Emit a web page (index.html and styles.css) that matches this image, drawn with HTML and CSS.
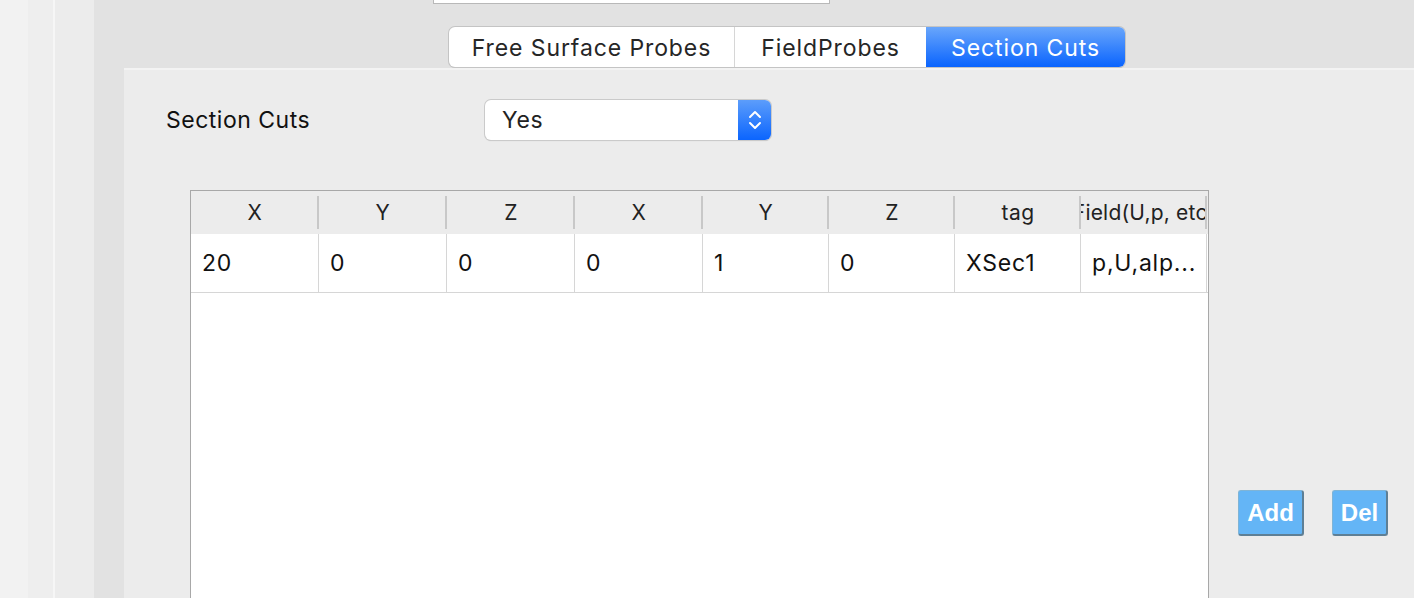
FILE: index.html
```html
<!DOCTYPE html>
<html>
<head>
<meta charset="utf-8">
<link rel="stylesheet" href="styles.css">
</head>
<body>
<div class="app">
  <div class="strip s1"></div>
  <div class="strip s2"></div>
  <div class="strip s3"></div>
  <div class="strip s4"></div>
  <div class="main">
    <div class="topfield"></div>
    <div class="tabs">
      <div class="tab t1">Free Surface Probes</div>
      <div class="tab t2">FieldProbes</div>
      <div class="tab t3 active">Section Cuts</div>
    </div>
    <div class="panel">
      <div class="formrow">
        <div class="label">Section Cuts</div>
        <div class="select">
          <span class="select-text">Yes</span>
          <span class="select-btn">
            <svg width="16" height="24" viewBox="0 0 16 24">
              <path d="M3 9 L8 4 L13 9" fill="none" stroke="#fff" stroke-width="2" stroke-linecap="round" stroke-linejoin="round"/>
              <path d="M3 15 L8 20 L13 15" fill="none" stroke="#fff" stroke-width="2" stroke-linecap="round" stroke-linejoin="round"/>
            </svg>
          </span>
        </div>
      </div>
      <div class="tablerow">
        <div class="table">
          <div class="thead">
            <div class="th w128">X</div>
            <div class="th w128">Y</div>
            <div class="th w128">Z</div>
            <div class="th w128">X</div>
            <div class="th w126">Y</div>
            <div class="th w126">Z</div>
            <div class="th w126">tag</div>
            <div class="th w126 clip"><span>Field(U,p, etc)</span></div>
          </div>
          <div class="trow">
            <div class="td w128">20</div>
            <div class="td w128">0</div>
            <div class="td w128">0</div>
            <div class="td w128">0</div>
            <div class="td w126">1</div>
            <div class="td w126">0</div>
            <div class="td w126">XSec1</div>
            <div class="td w126">p,U,alp...</div>
          </div>
        </div>
        <div class="buttons">
          <button class="btn add">Add</button>
          <button class="btn del">Del</button>
        </div>
      </div>
    </div>
  </div>
</div>
</body>
</html>
```

FILE: styles.css
```css
html, body {
  margin: 0;
  padding: 0;
  width: 1414px;
  height: 598px;
  overflow: hidden;
  font-family: "Inter", "Liberation Sans", sans-serif;
  color: #1a1a1a;
}
.app {
  display: flex;
  height: 598px;
  overflow: hidden;
}
.strip { height: 100%; flex: none; }
.s1 { width: 28px; background: #f2f2f2; }
.s2 { width: 25px; background: #eeeeee; }
.s3 { width: 2px; background: #f6f6f6; }
.s4 { width: 39px; background: #ececec; }
.main {
  flex: 1;
  background: #e2e2e2;
  display: flex;
  flex-direction: column;
  min-height: 0;
}
.topfield {
  flex: none;
  margin-left: 339px;
  width: 395px;
  height: 3px;
  background: #fff;
  border: 1px solid #b8b8b8;
  border-top: none;
}
.tabs {
  flex: none;
  display: flex;
  margin-top: 23px;
  margin-left: 355px;
  height: 40px;
  width: 676px;
  border-radius: 6px;
  box-shadow: 0 0 0 1px #c4c4c4, 0 1px 1px rgba(0,0,0,0.15);
  overflow: hidden;
  background: #fff;
}
.tab {
  display: flex;
  align-items: center;
  justify-content: center;
  box-sizing: border-box;
  padding-top: 2px;
  font-size: 23px;
  letter-spacing: 0.9px;
  color: #262626;
  height: 100%;
}
.t1 { width: 286px; border-right: 1px solid #d6d6d6; }
.t2 { width: 191px; }
.t3 { flex: 1; }
.tab.active {
  color: #fff;
  background: linear-gradient(#69a6fb, #0a64fe);
}
.panel {
  flex: 1;
  min-height: 0;
  overflow: hidden;
  margin-top: 1px;
  margin-left: 30px;
  background: #ececec;
  border-top: 2px solid #f3f3f3;
}
.formrow {
  display: flex;
  align-items: center;
  margin-top: 30px;
  padding-left: 42px;
  height: 40px;
}
.label {
  width: 319px;
  font-size: 23px;
  letter-spacing: 0.5px;
  color: #111;
}
.select {
  display: flex;
  width: 286px;
  height: 40px;
  background: #fff;
  border-radius: 6px;
  box-shadow: 0 0 0 1px #cacaca, 0 1px 1px rgba(0,0,0,0.18);
  overflow: hidden;
}
.select-text {
  flex: 1;
  display: flex;
  align-items: center;
  padding-left: 17px;
  font-size: 23px;
  letter-spacing: 0.6px;
  color: #222;
}
.select-btn {
  width: 33px;
  display: flex;
  align-items: center;
  justify-content: center;
  background: linear-gradient(#5c9dfb, #0b65fe);
}
.tablerow {
  display: flex;
  margin-top: 50px;
  margin-left: 66px;
}
.table {
  width: 1017px;
  height: 430px;
  border: 1px solid #a8a8a8;
  background: #fff;
  flex: none;
}
.thead {
  display: flex;
  height: 43px;
  background: #ececec;
}
.th {
  flex: none;
  display: flex;
  align-items: center;
  justify-content: center;
  font-size: 21px;
  letter-spacing: 0.5px;
  color: #222;
  position: relative;
  overflow: hidden;
  white-space: nowrap;
}
.th::after {
  content: "";
  position: absolute;
  right: 0;
  top: 5px;
  bottom: 5px;
  width: 2px;
  background: #c8c8c8;
}
.th.clip span { flex: none; letter-spacing: 0.2px; }
.w128 { width: 128px; }
.w126 { width: 126px; }
.trow {
  display: flex;
  height: 58px;
  border-bottom: 1px solid #d6d6d6;
}
.td {
  flex: none;
  box-sizing: border-box;
  display: flex;
  align-items: center;
  padding-left: 11px;
  font-size: 23px;
  letter-spacing: 0.8px;
  color: #111;
  border-right: 1px solid #d6d6d6;
  white-space: nowrap;
  overflow: hidden;
}
.buttons {
  display: flex;
  margin-top: 300px;
  margin-left: 29px;
  gap: 28px;
  align-items: flex-start;
}
.btn {
  height: 46px;
  background: #64b5f6;
  color: #fff;
  font-family: "Liberation Sans", Arial, sans-serif;
  font-weight: bold;
  font-size: 24px;
  border: 1px solid #7fb4d6;
  border-right: 2px solid #5e7f95;
  border-bottom: 2px solid #5e7f95;
  border-radius: 3px;
  padding: 0;
}
.add { width: 66px; }
.del { width: 56px; }
```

......

— GOAL —
Strip out the pictures and quote the remaining data word for word.

— FULL RESPONSE —
Emit a web page (index.html and styles.css) that matches this image, drawn with HTML and CSS.
FILE: index.html
```html
<!DOCTYPE html>
<html>
<head>
<meta charset="utf-8">
<link rel="stylesheet" href="styles.css">
</head>
<body>
<div class="app">
  <div class="strip s1"></div>
  <div class="strip s2"></div>
  <div class="strip s3"></div>
  <div class="strip s4"></div>
  <div class="main">
    <div class="topfield"></div>
    <div class="tabs">
      <div class="tab t1">Free Surface Probes</div>
      <div class="tab t2">FieldProbes</div>
      <div class="tab t3 active">Section Cuts</div>
    </div>
    <div class="panel">
      <div class="formrow">
        <div class="label">Section Cuts</div>
        <div class="select">
          <span class="select-text">Yes</span>
          <span class="select-btn">
            <svg width="16" height="24" viewBox="0 0 16 24">
              <path d="M3 9 L8 4 L13 9" fill="none" stroke="#fff" stroke-width="2" stroke-linecap="round" stroke-linejoin="round"/>
              <path d="M3 15 L8 20 L13 15" fill="none" stroke="#fff" stroke-width="2" stroke-linecap="round" stroke-linejoin="round"/>
            </svg>
          </span>
        </div>
      </div>
      <div class="tablerow">
        <div class="table">
          <div class="thead">
            <div class="th w128">X</div>
            <div class="th w128">Y</div>
            <div class="th w128">Z</div>
            <div class="th w128">X</div>
            <div class="th w126">Y</div>
            <div class="th w126">Z</div>
            <div class="th w126">tag</div>
            <div class="th w126 clip"><span>Field(U,p, etc)</span></div>
          </div>
          <div class="trow">
            <div class="td w128">20</div>
            <div class="td w128">0</div>
            <div class="td w128">0</div>
            <div class="td w128">0</div>
            <div class="td w126">1</div>
            <div class="td w126">0</div>
            <div class="td w126">XSec1</div>
            <div class="td w126">p,U,alp...</div>
          </div>
        </div>
        <div class="buttons">
          <button class="btn add">Add</button>
          <button class="btn del">Del</button>
        </div>
      </div>
    </div>
  </div>
</div>
</body>
</html>
```

FILE: styles.css
```css
html, body {
  margin: 0;
  padding: 0;
  width: 1414px;
  height: 598px;
  overflow: hidden;
  font-family: "Inter", "Liberation Sans", sans-serif;
  color: #1a1a1a;
}
.app {
  display: flex;
  height: 598px;
  overflow: hidden;
}
.strip { height: 100%; flex: none; }
.s1 { width: 28px; background: #f2f2f2; }
.s2 { width: 25px; background: #eeeeee; }
.s3 { width: 2px; background: #f6f6f6; }
.s4 { width: 39px; background: #ececec; }
.main {
  flex: 1;
  background: #e2e2e2;
  display: flex;
  flex-direction: column;
  min-height: 0;
}
.topfield {
  flex: none;
  margin-left: 339px;
  width: 395px;
  height: 3px;
  background: #fff;
  border: 1px solid #b8b8b8;
  border-top: none;
}
.tabs {
  flex: none;
  display: flex;
  margin-top: 23px;
  margin-left: 355px;
  height: 40px;
  width: 676px;
  border-radius: 6px;
  box-shadow: 0 0 0 1px #c4c4c4, 0 1px 1px rgba(0,0,0,0.15);
  overflow: hidden;
  background: #fff;
}
.tab {
  display: flex;
  align-items: center;
  justify-content: center;
  box-sizing: border-box;
  padding-top: 2px;
  font-size: 23px;
  letter-spacing: 0.9px;
  color: #262626;
  height: 100%;
}
.t1 { width: 286px; border-right: 1px solid #d6d6d6; }
.t2 { width: 191px; }
.t3 { flex: 1; }
.tab.active {
  color: #fff;
  background: linear-gradient(#69a6fb, #0a64fe);
}
.panel {
  flex: 1;
  min-height: 0;
  overflow: hidden;
  margin-top: 1px;
  margin-left: 30px;
  background: #ececec;
  border-top: 2px solid #f3f3f3;
}
.formrow {
  display: flex;
  align-items: center;
  margin-top: 30px;
  padding-left: 42px;
  height: 40px;
}
.label {
  width: 319px;
  font-size: 23px;
  letter-spacing: 0.5px;
  color: #111;
}
.select {
  display: flex;
  width: 286px;
  height: 40px;
  background: #fff;
  border-radius: 6px;
  box-shadow: 0 0 0 1px #cacaca, 0 1px 1px rgba(0,0,0,0.18);
  overflow: hidden;
}
.select-text {
  flex: 1;
  display: flex;
  align-items: center;
  padding-left: 17px;
  font-size: 23px;
  letter-spacing: 0.6px;
  color: #222;
}
.select-btn {
  width: 33px;
  display: flex;
  align-items: center;
  justify-content: center;
  background: linear-gradient(#5c9dfb, #0b65fe);
}
.tablerow {
  display: flex;
  margin-top: 50px;
  margin-left: 66px;
}
.table {
  width: 1017px;
  height: 430px;
  border: 1px solid #a8a8a8;
  background: #fff;
  flex: none;
}
.thead {
  display: flex;
  height: 43px;
  background: #ececec;
}
.th {
  flex: none;
  display: flex;
  align-items: center;
  justify-content: center;
  font-size: 21px;
  letter-spacing: 0.5px;
  color: #222;
  position: relative;
  overflow: hidden;
  white-space: nowrap;
}
.th::after {
  content: "";
  position: absolute;
  right: 0;
  top: 5px;
  bottom: 5px;
  width: 2px;
  background: #c8c8c8;
}
.th.clip span { flex: none; letter-spacing: 0.2px; }
.w128 { width: 128px; }
.w126 { width: 126px; }
.trow {
  display: flex;
  height: 58px;
  border-bottom: 1px solid #d6d6d6;
}
.td {
  flex: none;
  box-sizing: border-box;
  display: flex;
  align-items: center;
  padding-left: 11px;
  font-size: 23px;
  letter-spacing: 0.8px;
  color: #111;
  border-right: 1px solid #d6d6d6;
  white-space: nowrap;
  overflow: hidden;
}
.buttons {
  display: flex;
  margin-top: 300px;
  margin-left: 29px;
  gap: 28px;
  align-items: flex-start;
}
.btn {
  height: 46px;
  background: #64b5f6;
  color: #fff;
  font-family: "Liberation Sans", Arial, sans-serif;
  font-weight: bold;
  font-size: 24px;
  border: 1px solid #7fb4d6;
  border-right: 2px solid #5e7f95;
  border-bottom: 2px solid #5e7f95;
  border-radius: 3px;
  padding: 0;
}
.add { width: 66px; }
.del { width: 56px; }
```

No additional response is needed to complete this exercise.